═════ PROVIDED INFORMATION
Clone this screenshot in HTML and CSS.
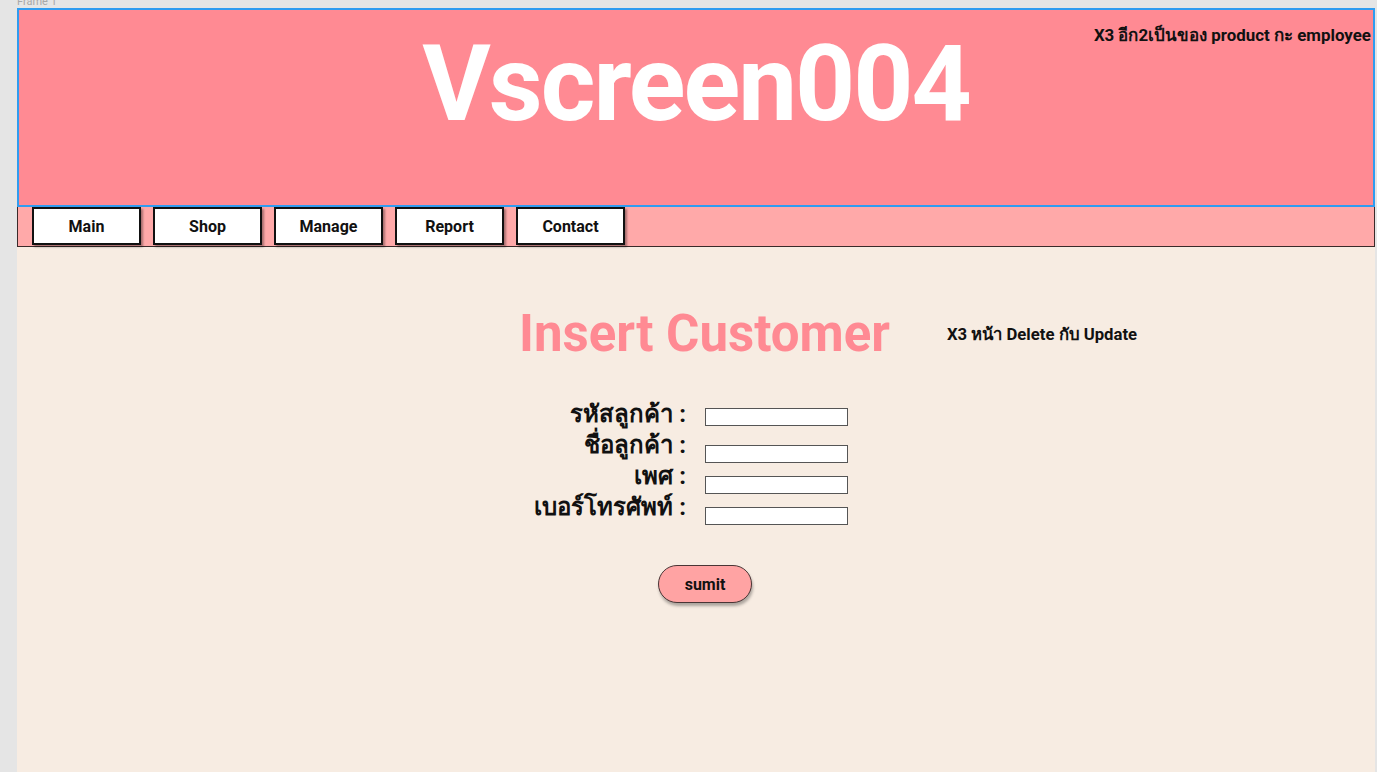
FILE: index.html
```html
<!DOCTYPE html>
<html>
<head>
  <title>Vscreen004</title>
  <link rel="stylesheet" href="styles.css">
</head>
<body>
  <div class="frame-label">Frame 1</div>

  <div class="frame">
    <div class="header">
      <h1 class="logo">Vscreen004</h1>
      <div class="header-note">X3 อีก2เป็นของ product กะ employee</div>
    </div>

    <div class="nav">
      <a class="nav-btn" href="#">Main</a>
      <a class="nav-btn" href="#">Shop</a>
      <a class="nav-btn" href="#">Manage</a>
      <a class="nav-btn" href="#">Report</a>
      <a class="nav-btn" href="#">Contact</a>
    </div>

    <div class="content">
      <div class="title-row">
        <h2 class="page-title">Insert Customer</h2>
        <div class="title-note">X3 หน้า Delete กับ Update</div>
      </div>

      <form class="customer-form">
        <label class="form-label" for="cus-id">รหัสลูกค้า :</label>
        <input class="form-input first" type="text" id="cus-id" name="cus-id">

        <label class="form-label" for="cus-name">ชื่อลูกค้า :</label>
        <input class="form-input" type="text" id="cus-name" name="cus-name">

        <label class="form-label" for="cus-sex">เพศ :</label>
        <input class="form-input" type="text" id="cus-sex" name="cus-sex">

        <label class="form-label" for="cus-tel">เบอร์โทรศัพท์ :</label>
        <input class="form-input" type="text" id="cus-tel" name="cus-tel">

        <div class="form-actions">
          <button type="submit" class="submit-btn">sumit</button>
        </div>
      </form>
    </div>
  </div>
</body>
</html>
```

FILE: styles.css
```css
/* canvas */

body {
  margin: 0;
  background-color: #e5e5e5;
  font-family: Roboto, "Noto Sans", sans-serif;
  overflow: hidden;
}

.frame-label {
  height: 8px;
  padding-left: 17px;
  font-size: 11px;
  line-height: 4px;
  color: #a8a8a8;
  overflow: hidden;
}

.frame {
  width: 1358px;
  margin-left: 17px;
}

/* header */

.header {
  position: relative;
  height: 195px;
  background-color: #ff8a93;
  border: 2px solid #2f9cf0;
  text-align: center;
}

.logo {
  margin: 0;
  padding-top: 22px;
  font-size: 105px;
  line-height: 105px;
  font-weight: 700;
  color: #fff;
  letter-spacing: -2px;
}

.header-note {
  position: absolute;
  top: 12px;
  right: 2px;
  font-size: 16.9px;
  font-weight: 700;
  color: #111;
}

/* nav */

.nav {
  display: flex;
  gap: 12px;
  height: 40px;
  padding-left: 14px;
  background-color: #ffa9a9;
  border: 1px solid #3a2a2a;
  border-top: none;
  box-sizing: border-box;
}

.nav-btn {
  display: flex;
  align-items: center;
  justify-content: center;
  width: 109px;
  height: 38px;
  box-sizing: border-box;
  background-color: #fff;
  border: 2px solid #111;
  box-shadow: 2px 2px 2px rgba(0, 0, 0, 0.35);
  color: #111;
  font-size: 16px;
  font-weight: 700;
  text-decoration: none;
}

/* content */

.content {
  height: 526px;
  background-color: #f7ece2;
  padding-top: 55px;
  box-sizing: border-box;
}

.title-row {
  display: flex;
  align-items: center;
  padding-left: 502px;
  gap: 57px;
}

.page-title {
  margin: 0;
  font-size: 51px;
  font-weight: 700;
  color: #ff8a93;
  line-height: 64px;
}

.title-note {
  font-size: 16.7px;
  font-weight: 700;
  color: #111;
  margin-top: 0;
}

.customer-form {
  display: grid;
  grid-template-columns: 669px 143px;
  grid-auto-rows: 31px;
  column-gap: 19px;
  margin-top: 33px;
}

.form-label {
  text-align: right;
  font-size: 24px;
  font-weight: 700;
  color: #111;
  line-height: 31px;
}

.form-input {
  align-self: end;
  width: 143px;
  height: 18px;
  margin: 0 0 -2px;
  padding: 0 3px;
  box-sizing: border-box;
  border: 1px solid #555;
  background-color: #fff;
  font-size: 12px;
}

.form-input.first {
  margin-bottom: 4px;
}

.form-actions {
  grid-column: 1 / 3;
  padding-left: 641px;
  padding-top: 42px;
}

.submit-btn {
  width: 94px;
  height: 38px;
  background-color: #ffa3a3;
  border: 1px solid #4a3535;
  border-radius: 19px;
  box-shadow: 1px 3px 3px rgba(0, 0, 0, 0.3);
  font-family: Roboto, sans-serif;
  font-size: 16px;
  font-weight: 700;
  color: #111;
  cursor: pointer;
}
```
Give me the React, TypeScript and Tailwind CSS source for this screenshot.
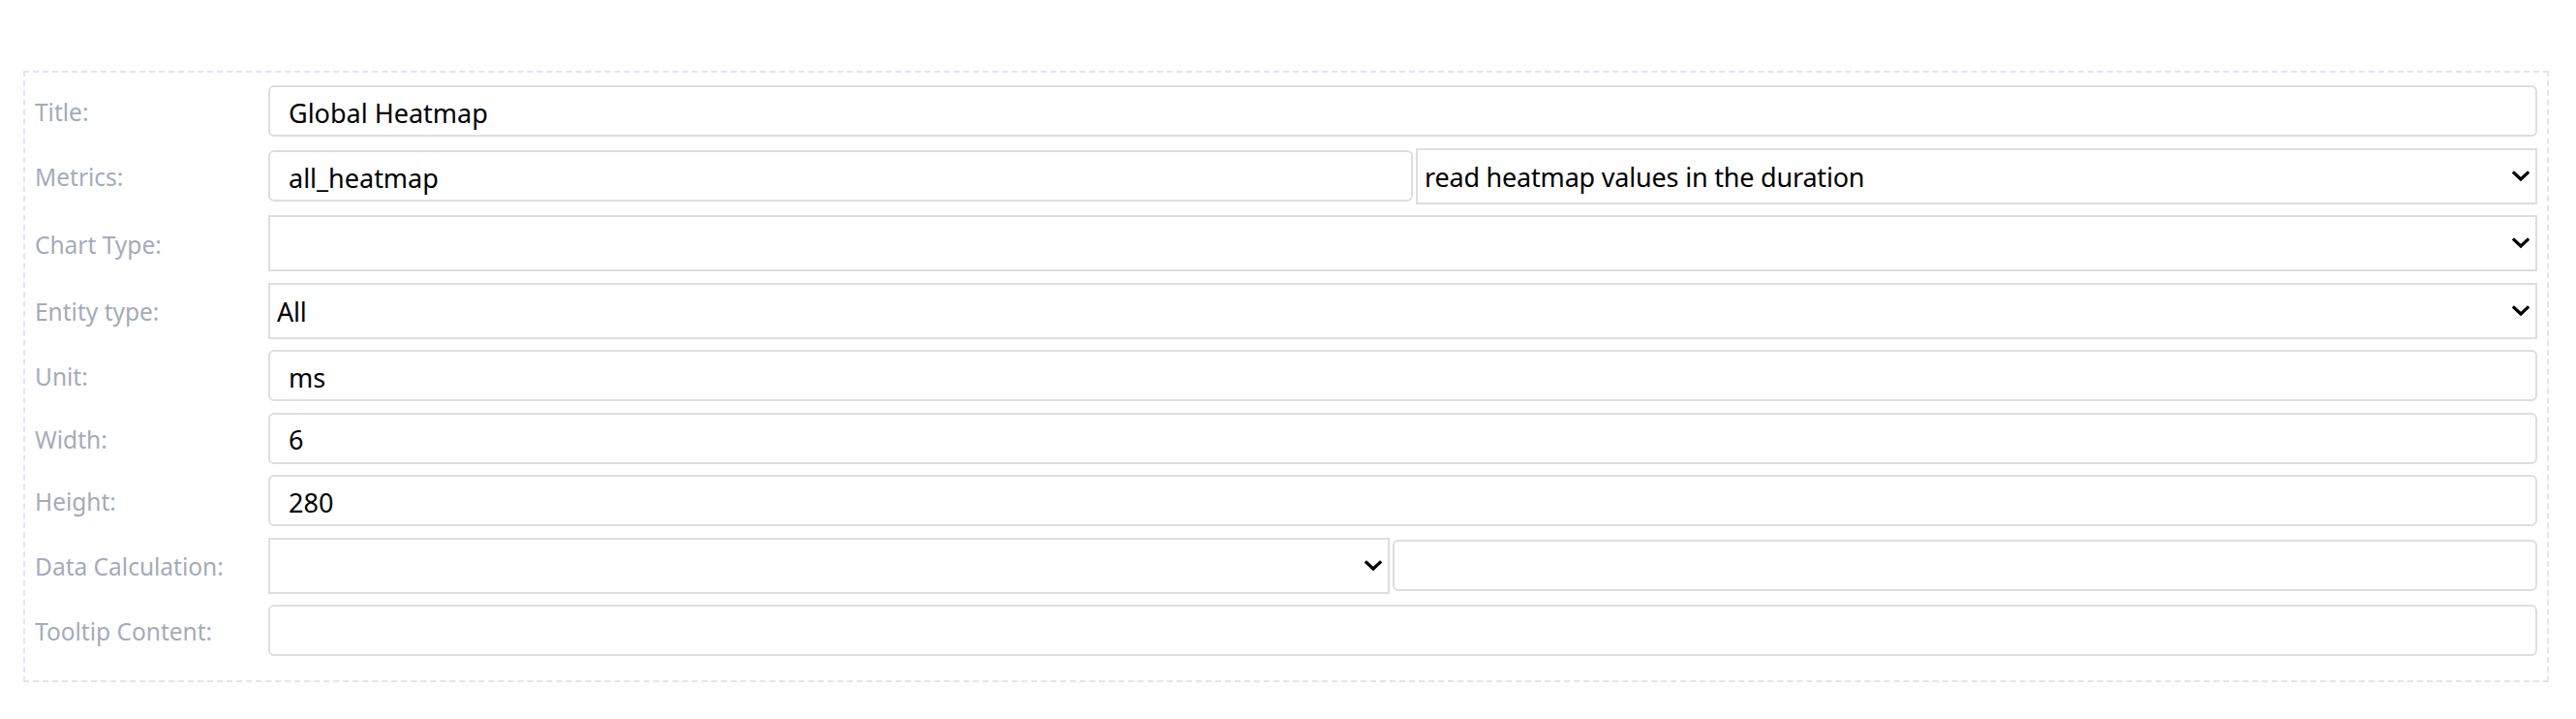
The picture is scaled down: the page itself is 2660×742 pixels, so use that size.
══════════
YOUR OBJECTIVE –
Copy every record above exactly, leaving out the pictures.

ANSWER TO THIS EXERCISE –
Clone this screenshot in HTML and CSS.
FILE: index.html
```html
<!DOCTYPE html>
<html>
<head>
  <title>Vscreen004</title>
  <link rel="stylesheet" href="styles.css">
</head>
<body>
  <div class="frame-label">Frame 1</div>

  <div class="frame">
    <div class="header">
      <h1 class="logo">Vscreen004</h1>
      <div class="header-note">X3 อีก2เป็นของ product กะ employee</div>
    </div>

    <div class="nav">
      <a class="nav-btn" href="#">Main</a>
      <a class="nav-btn" href="#">Shop</a>
      <a class="nav-btn" href="#">Manage</a>
      <a class="nav-btn" href="#">Report</a>
      <a class="nav-btn" href="#">Contact</a>
    </div>

    <div class="content">
      <div class="title-row">
        <h2 class="page-title">Insert Customer</h2>
        <div class="title-note">X3 หน้า Delete กับ Update</div>
      </div>

      <form class="customer-form">
        <label class="form-label" for="cus-id">รหัสลูกค้า :</label>
        <input class="form-input first" type="text" id="cus-id" name="cus-id">

        <label class="form-label" for="cus-name">ชื่อลูกค้า :</label>
        <input class="form-input" type="text" id="cus-name" name="cus-name">

        <label class="form-label" for="cus-sex">เพศ :</label>
        <input class="form-input" type="text" id="cus-sex" name="cus-sex">

        <label class="form-label" for="cus-tel">เบอร์โทรศัพท์ :</label>
        <input class="form-input" type="text" id="cus-tel" name="cus-tel">

        <div class="form-actions">
          <button type="submit" class="submit-btn">sumit</button>
        </div>
      </form>
    </div>
  </div>
</body>
</html>
```

FILE: styles.css
```css
/* canvas */

body {
  margin: 0;
  background-color: #e5e5e5;
  font-family: Roboto, "Noto Sans", sans-serif;
  overflow: hidden;
}

.frame-label {
  height: 8px;
  padding-left: 17px;
  font-size: 11px;
  line-height: 4px;
  color: #a8a8a8;
  overflow: hidden;
}

.frame {
  width: 1358px;
  margin-left: 17px;
}

/* header */

.header {
  position: relative;
  height: 195px;
  background-color: #ff8a93;
  border: 2px solid #2f9cf0;
  text-align: center;
}

.logo {
  margin: 0;
  padding-top: 22px;
  font-size: 105px;
  line-height: 105px;
  font-weight: 700;
  color: #fff;
  letter-spacing: -2px;
}

.header-note {
  position: absolute;
  top: 12px;
  right: 2px;
  font-size: 16.9px;
  font-weight: 700;
  color: #111;
}

/* nav */

.nav {
  display: flex;
  gap: 12px;
  height: 40px;
  padding-left: 14px;
  background-color: #ffa9a9;
  border: 1px solid #3a2a2a;
  border-top: none;
  box-sizing: border-box;
}

.nav-btn {
  display: flex;
  align-items: center;
  justify-content: center;
  width: 109px;
  height: 38px;
  box-sizing: border-box;
  background-color: #fff;
  border: 2px solid #111;
  box-shadow: 2px 2px 2px rgba(0, 0, 0, 0.35);
  color: #111;
  font-size: 16px;
  font-weight: 700;
  text-decoration: none;
}

/* content */

.content {
  height: 526px;
  background-color: #f7ece2;
  padding-top: 55px;
  box-sizing: border-box;
}

.title-row {
  display: flex;
  align-items: center;
  padding-left: 502px;
  gap: 57px;
}

.page-title {
  margin: 0;
  font-size: 51px;
  font-weight: 700;
  color: #ff8a93;
  line-height: 64px;
}

.title-note {
  font-size: 16.7px;
  font-weight: 700;
  color: #111;
  margin-top: 0;
}

.customer-form {
  display: grid;
  grid-template-columns: 669px 143px;
  grid-auto-rows: 31px;
  column-gap: 19px;
  margin-top: 33px;
}

.form-label {
  text-align: right;
  font-size: 24px;
  font-weight: 700;
  color: #111;
  line-height: 31px;
}

.form-input {
  align-self: end;
  width: 143px;
  height: 18px;
  margin: 0 0 -2px;
  padding: 0 3px;
  box-sizing: border-box;
  border: 1px solid #555;
  background-color: #fff;
  font-size: 12px;
}

.form-input.first {
  margin-bottom: 4px;
}

.form-actions {
  grid-column: 1 / 3;
  padding-left: 641px;
  padding-top: 42px;
}

.submit-btn {
  width: 94px;
  height: 38px;
  background-color: #ffa3a3;
  border: 1px solid #4a3535;
  border-radius: 19px;
  box-shadow: 1px 3px 3px rgba(0, 0, 0, 0.3);
  font-family: Roboto, sans-serif;
  font-size: 16px;
  font-weight: 700;
  color: #111;
  cursor: pointer;
}
```
Give me the React, TypeScript and Tailwind CSS source for this screenshot.
The picture is scaled down: the page itself is 2660×742 pixels, so use that size.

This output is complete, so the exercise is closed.